Gen. David Petraeus: The right commander for Afghanistan

By David Ignatius
Thursday, June 24, 2010; A21

Gen. David Petraeus didn't sign on as the new Afghanistan commander because he expects to lose.

That's the boldest aspect of President Obama's decision: He has put a troubled Afghanistan campaign in the hands of a man who bent what looked like failure in Iraq toward an acceptable measure of success. Obama has doubled down on his bet, much as George W. Bush did with his risky surge of troops in Iraq under Petraeus's command.

Here's a simple way to think about the change of command: If the Taliban sold stock, its price would surely have fallen after Wednesday's announcement. It's hard to see how Petraeus can rejigger the pieces of this puzzle, but as I've heard him say: "The thing about winners is that they know how to win."

Petraeus is, among other things, the most deft political figure I've seen in uniform. In just two years he has gone from being Bush's go-to general to Obama's. He accomplished that transition with some artful dancing, to be sure. But he always remembered that no matter how much of a military rock star he might have become (and how much envy and resentment that created among some of his peers), he still worked for civilian leadership, one president at a time.

If I were Petraeus, I would have bargained for one thing before agreeing to replace Gen. Stanley McChrystal as commander of U.S. forces in Afghanistan: the time needed to succeed. That means a flexible, conditions-based interpretation of Obama's July 2011 timetable for beginning to withdraw troops.

Petraeus offered a carefully worded, deliberately ambiguous formula when he testified before the House and Senate Armed Services committees last week: "It is important that July 2011 be seen for what it is: the date when a process begins, based on conditions, not the date when the U.S. heads for the exits." The administration is still split on what this means -- and it's Petraeus's biggest potential problem.

Petraeus watched McChrystal's troubles with mounting concern. For someone as attuned to political nuance as Petraeus, it was a shock to see McChrystal stumble in his public statements -- and allow his aides to speak to Rolling Stone in language that bordered on insubordination. Petraeus, surely the most media-savvy commander in uniform, will not make those mistakes.

I've traveled extensively with Petraeus over the past six years in Iraq and Afghanistan. What stands out, beyond his extraordinary ambition and willpower, is his willingness to experiment -- especially when the chips are down. In putting together the surge strategy, he gathered a team of iconoclasts -- officers who were willing to think outside the box about what would work.

Creativity will be crucial in Afghanistan, where the strategy McChrystal devised is, frankly, spinning its wheels. I would bet that Petraeus will put more emphasis on bottom-up experiments. He's good at working both sides of the street -- placating presidents and prime ministers while he dickers with local militia leaders.

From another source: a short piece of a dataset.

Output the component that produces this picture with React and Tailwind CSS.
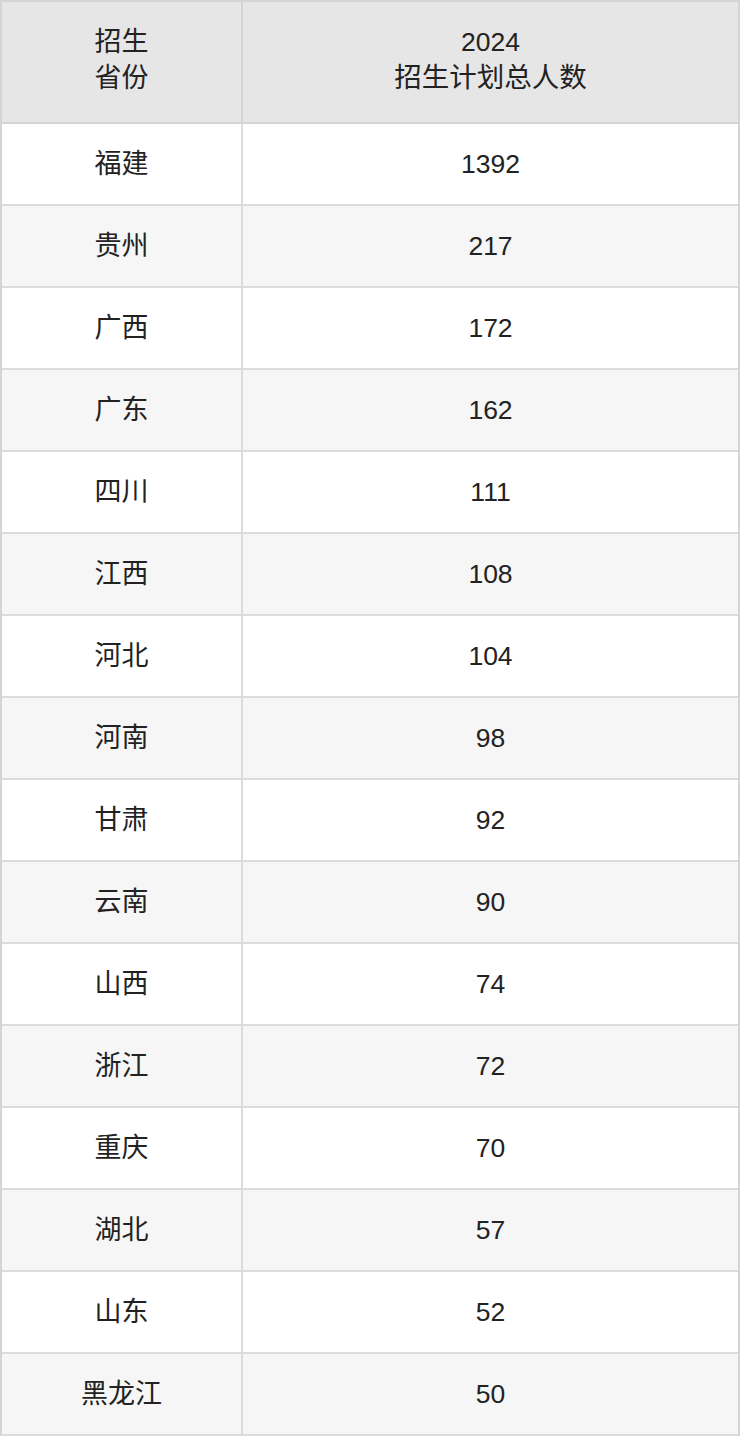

Petraeus is also an operator, in the sense that he likes to use back-channel emissaries to communicate with a wide range of players. That strategic edge has been missing in our Afghanistan policy, and it will become crucial next year, as we enter a likely phase of contact with the Taliban and its allies to explore a possible reconciliation deal. Nobody in the U.S. military is better at the mix of fighting and talking in such ambiguous situations.

Petraeus must now bring order to the discordant members of Obama's "team of rivals" on Afghan policy. The new commander understands, too, that this strategy might better be called "Pak-Af," since the key to success is Pakistani willingness to close the Taliban's havens in the tribal areas. He also has a clear vision of how the Kandahar campaign must unfold, with U.S. and Afghan forces working together in "joint security stations" across the city, as happened in Baghdad during the surge.

Traveling with Petraeus in Afghanistan last October, I watched as he turned a routine visit to the wondrously named village of Baraki Barak into a lesson in hands-on counterinsurgency. He drank glass after glass of tea from dirty mugs, scarfed down loaves of flatbread, breathed the place in whole -- all to give the residents a personal sense of the American mission. That's the creative, manipulative, media-age commander that Obama has chosen for Kabul.